**Short task:**
Without further comment, state how many lines in the listing below contain the word "this".

**Dataset extract:**
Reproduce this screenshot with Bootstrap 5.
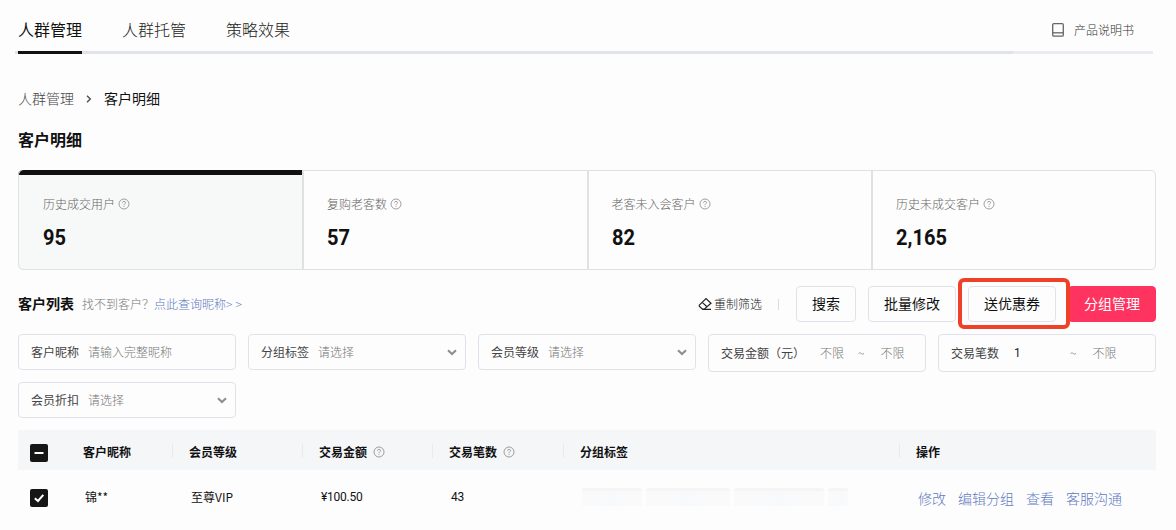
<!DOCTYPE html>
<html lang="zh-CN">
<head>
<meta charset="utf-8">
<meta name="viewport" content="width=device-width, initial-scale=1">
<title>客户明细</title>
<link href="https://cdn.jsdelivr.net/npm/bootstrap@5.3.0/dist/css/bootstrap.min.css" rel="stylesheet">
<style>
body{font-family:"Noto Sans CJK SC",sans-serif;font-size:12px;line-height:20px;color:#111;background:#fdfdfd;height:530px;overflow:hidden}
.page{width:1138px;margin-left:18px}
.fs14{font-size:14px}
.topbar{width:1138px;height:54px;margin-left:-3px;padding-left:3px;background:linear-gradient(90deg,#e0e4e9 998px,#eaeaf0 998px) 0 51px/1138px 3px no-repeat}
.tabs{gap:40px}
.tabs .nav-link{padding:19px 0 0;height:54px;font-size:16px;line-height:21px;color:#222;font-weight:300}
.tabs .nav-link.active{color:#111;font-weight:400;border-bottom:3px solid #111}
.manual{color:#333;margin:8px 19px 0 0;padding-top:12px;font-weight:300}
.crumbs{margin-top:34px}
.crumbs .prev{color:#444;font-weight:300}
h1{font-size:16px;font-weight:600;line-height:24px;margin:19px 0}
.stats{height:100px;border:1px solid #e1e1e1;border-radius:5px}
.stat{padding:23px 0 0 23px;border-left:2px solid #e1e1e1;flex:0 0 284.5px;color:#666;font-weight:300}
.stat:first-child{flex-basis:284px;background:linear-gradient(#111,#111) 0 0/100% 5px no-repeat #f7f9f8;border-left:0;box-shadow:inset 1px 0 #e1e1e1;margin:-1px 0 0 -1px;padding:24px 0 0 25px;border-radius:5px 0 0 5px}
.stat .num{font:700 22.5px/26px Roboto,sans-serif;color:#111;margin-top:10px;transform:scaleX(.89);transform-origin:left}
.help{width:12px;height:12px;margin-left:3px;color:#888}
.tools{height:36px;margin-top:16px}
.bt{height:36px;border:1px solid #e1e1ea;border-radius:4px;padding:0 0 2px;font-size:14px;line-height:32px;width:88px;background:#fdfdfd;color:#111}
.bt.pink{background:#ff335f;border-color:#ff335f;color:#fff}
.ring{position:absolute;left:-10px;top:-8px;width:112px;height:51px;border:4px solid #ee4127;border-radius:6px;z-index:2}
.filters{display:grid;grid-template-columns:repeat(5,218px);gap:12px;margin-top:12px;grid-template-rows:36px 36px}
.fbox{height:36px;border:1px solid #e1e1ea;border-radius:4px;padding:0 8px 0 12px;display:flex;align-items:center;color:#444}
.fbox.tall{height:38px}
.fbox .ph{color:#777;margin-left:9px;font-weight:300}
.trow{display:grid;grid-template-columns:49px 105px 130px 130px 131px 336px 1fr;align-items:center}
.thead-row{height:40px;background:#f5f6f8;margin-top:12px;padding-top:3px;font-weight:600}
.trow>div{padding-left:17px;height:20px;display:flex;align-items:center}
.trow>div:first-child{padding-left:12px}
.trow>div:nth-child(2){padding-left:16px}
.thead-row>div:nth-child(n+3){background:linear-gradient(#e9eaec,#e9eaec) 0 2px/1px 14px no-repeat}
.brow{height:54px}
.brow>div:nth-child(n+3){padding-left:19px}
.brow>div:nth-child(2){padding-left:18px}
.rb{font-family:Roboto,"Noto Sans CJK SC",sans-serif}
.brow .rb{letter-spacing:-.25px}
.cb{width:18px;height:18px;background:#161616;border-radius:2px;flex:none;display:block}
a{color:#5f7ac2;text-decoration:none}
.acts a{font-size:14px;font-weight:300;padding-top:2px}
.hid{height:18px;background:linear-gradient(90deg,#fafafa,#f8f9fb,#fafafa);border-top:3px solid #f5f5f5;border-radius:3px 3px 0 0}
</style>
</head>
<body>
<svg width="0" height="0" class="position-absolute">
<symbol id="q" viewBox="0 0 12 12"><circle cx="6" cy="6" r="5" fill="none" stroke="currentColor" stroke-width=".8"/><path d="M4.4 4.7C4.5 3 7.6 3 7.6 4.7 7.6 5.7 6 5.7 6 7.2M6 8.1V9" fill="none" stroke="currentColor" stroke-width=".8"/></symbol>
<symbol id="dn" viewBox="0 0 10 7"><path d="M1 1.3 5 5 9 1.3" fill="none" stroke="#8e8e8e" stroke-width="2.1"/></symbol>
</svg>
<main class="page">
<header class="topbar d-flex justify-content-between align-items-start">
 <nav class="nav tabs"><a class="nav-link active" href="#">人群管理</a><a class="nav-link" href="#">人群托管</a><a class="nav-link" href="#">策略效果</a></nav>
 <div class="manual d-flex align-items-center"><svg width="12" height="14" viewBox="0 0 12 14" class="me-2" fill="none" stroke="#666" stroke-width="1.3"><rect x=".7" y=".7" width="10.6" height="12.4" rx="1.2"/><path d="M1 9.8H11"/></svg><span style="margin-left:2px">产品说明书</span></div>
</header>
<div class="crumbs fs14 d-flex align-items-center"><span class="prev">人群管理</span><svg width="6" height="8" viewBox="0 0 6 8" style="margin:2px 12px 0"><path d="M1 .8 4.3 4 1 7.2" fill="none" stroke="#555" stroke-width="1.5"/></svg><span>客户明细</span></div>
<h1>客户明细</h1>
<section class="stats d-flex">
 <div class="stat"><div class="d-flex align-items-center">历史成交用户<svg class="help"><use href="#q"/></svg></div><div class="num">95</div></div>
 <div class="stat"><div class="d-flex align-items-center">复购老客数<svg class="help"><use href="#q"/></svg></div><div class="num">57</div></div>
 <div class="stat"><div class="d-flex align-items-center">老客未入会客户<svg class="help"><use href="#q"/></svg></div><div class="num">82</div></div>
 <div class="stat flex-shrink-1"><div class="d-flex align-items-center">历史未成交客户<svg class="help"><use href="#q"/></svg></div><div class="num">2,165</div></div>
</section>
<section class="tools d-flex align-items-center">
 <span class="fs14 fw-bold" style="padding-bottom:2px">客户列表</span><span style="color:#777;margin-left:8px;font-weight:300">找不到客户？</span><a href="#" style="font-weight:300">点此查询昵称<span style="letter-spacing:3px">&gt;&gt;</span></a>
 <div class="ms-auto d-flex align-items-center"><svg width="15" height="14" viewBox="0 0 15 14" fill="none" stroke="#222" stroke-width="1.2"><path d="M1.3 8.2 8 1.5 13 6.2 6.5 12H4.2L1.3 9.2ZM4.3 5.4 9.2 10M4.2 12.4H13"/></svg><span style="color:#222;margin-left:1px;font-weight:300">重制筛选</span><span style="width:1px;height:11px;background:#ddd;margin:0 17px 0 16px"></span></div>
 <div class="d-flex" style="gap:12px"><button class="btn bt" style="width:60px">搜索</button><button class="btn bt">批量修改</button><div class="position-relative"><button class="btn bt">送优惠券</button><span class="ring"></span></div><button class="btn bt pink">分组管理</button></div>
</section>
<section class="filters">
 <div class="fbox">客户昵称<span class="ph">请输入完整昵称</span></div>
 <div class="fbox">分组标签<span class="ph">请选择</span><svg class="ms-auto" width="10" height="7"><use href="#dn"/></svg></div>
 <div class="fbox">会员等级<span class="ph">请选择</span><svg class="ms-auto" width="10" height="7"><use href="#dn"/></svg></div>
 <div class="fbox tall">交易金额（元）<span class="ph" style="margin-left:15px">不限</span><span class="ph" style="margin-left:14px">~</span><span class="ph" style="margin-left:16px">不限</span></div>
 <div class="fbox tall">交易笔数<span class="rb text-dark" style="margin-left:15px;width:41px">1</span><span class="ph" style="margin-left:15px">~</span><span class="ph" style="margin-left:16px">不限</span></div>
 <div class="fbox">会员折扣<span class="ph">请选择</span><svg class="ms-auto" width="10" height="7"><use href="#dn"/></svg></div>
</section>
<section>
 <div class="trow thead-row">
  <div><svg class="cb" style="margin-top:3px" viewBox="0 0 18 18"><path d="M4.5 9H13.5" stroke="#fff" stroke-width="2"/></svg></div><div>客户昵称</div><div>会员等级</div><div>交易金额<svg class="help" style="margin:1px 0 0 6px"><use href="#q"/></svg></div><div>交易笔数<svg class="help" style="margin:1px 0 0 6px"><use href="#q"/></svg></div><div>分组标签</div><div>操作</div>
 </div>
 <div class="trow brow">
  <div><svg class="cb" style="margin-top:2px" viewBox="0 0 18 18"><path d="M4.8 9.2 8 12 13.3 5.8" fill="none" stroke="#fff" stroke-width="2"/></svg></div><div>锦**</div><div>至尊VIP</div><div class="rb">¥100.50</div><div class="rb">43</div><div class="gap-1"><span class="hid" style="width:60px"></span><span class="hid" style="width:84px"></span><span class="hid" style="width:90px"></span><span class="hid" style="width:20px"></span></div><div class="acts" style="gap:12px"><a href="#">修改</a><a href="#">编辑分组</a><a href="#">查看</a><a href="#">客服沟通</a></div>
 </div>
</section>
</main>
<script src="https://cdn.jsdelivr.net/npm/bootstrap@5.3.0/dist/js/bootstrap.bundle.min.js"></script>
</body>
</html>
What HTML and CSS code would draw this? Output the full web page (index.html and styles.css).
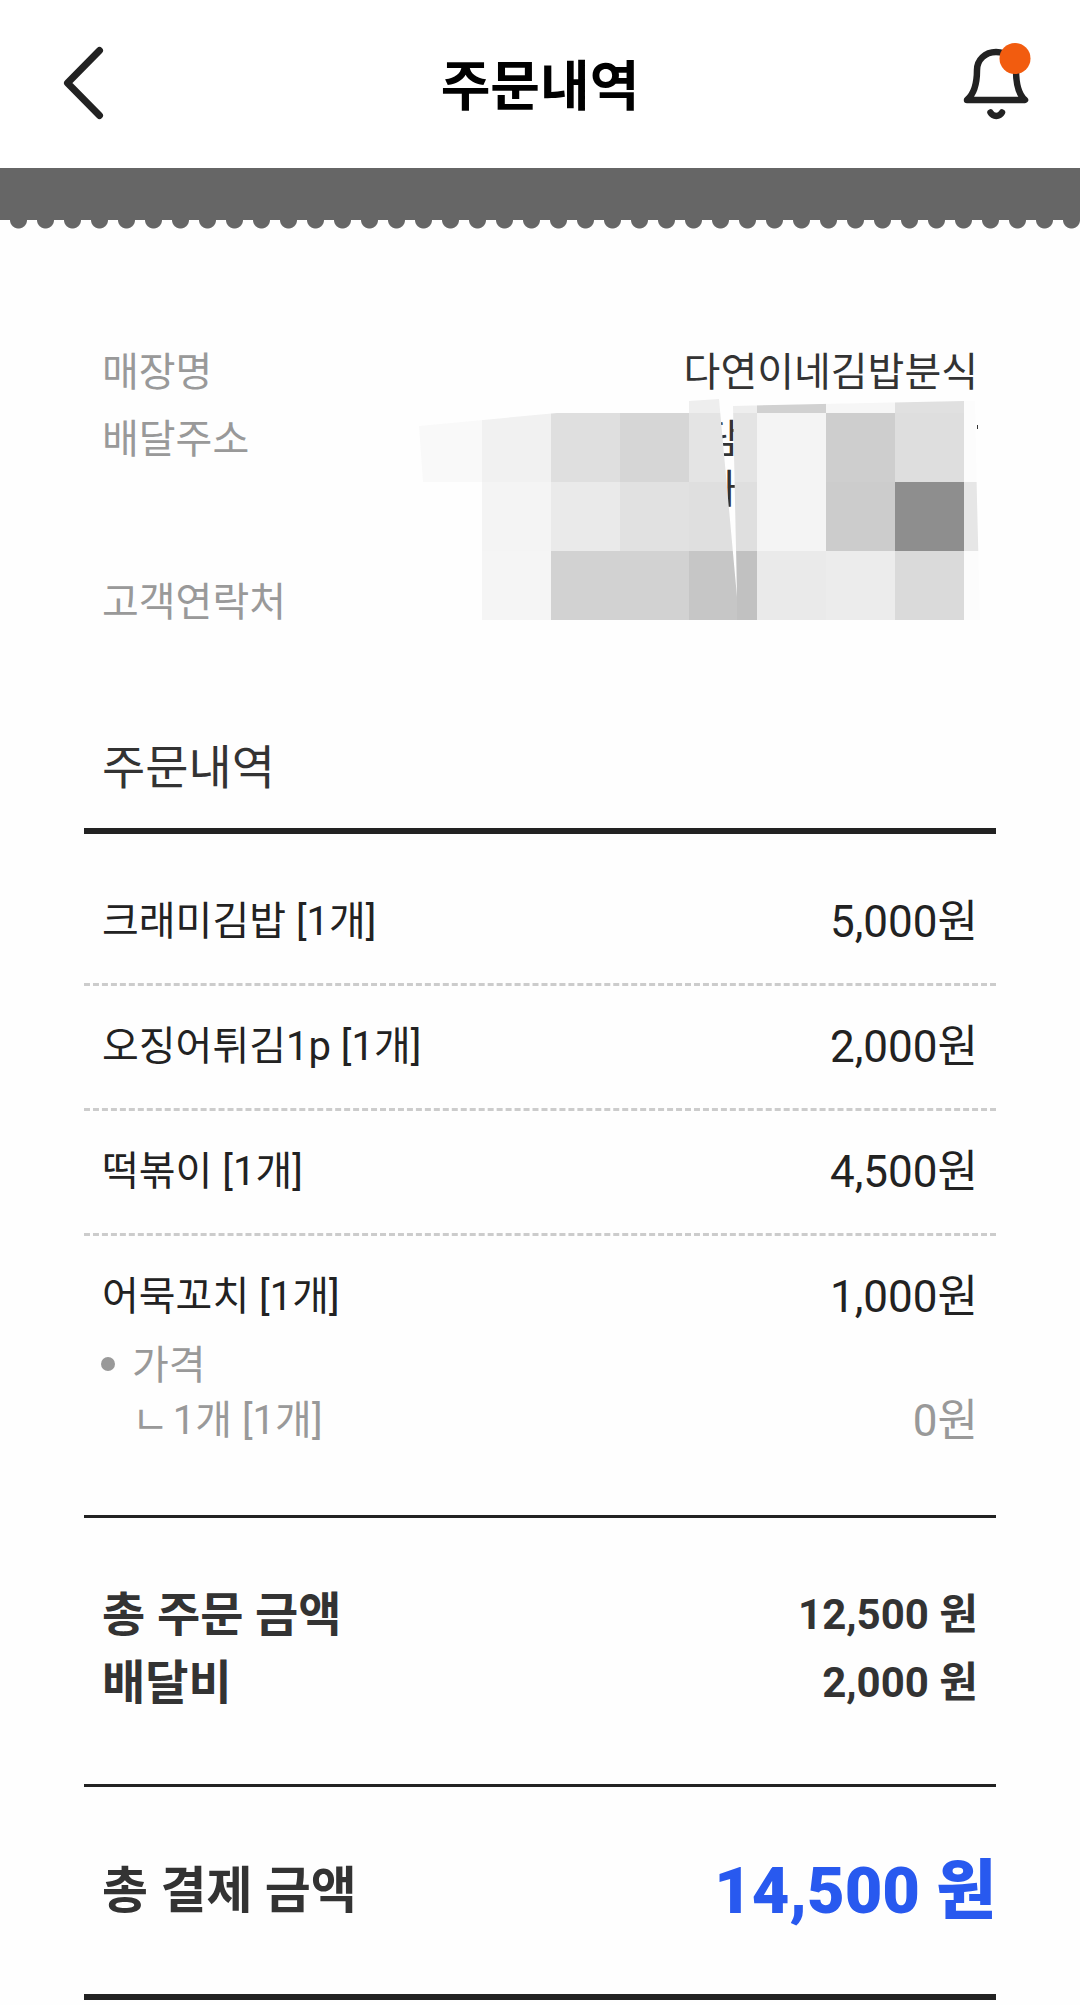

**Full response:**
2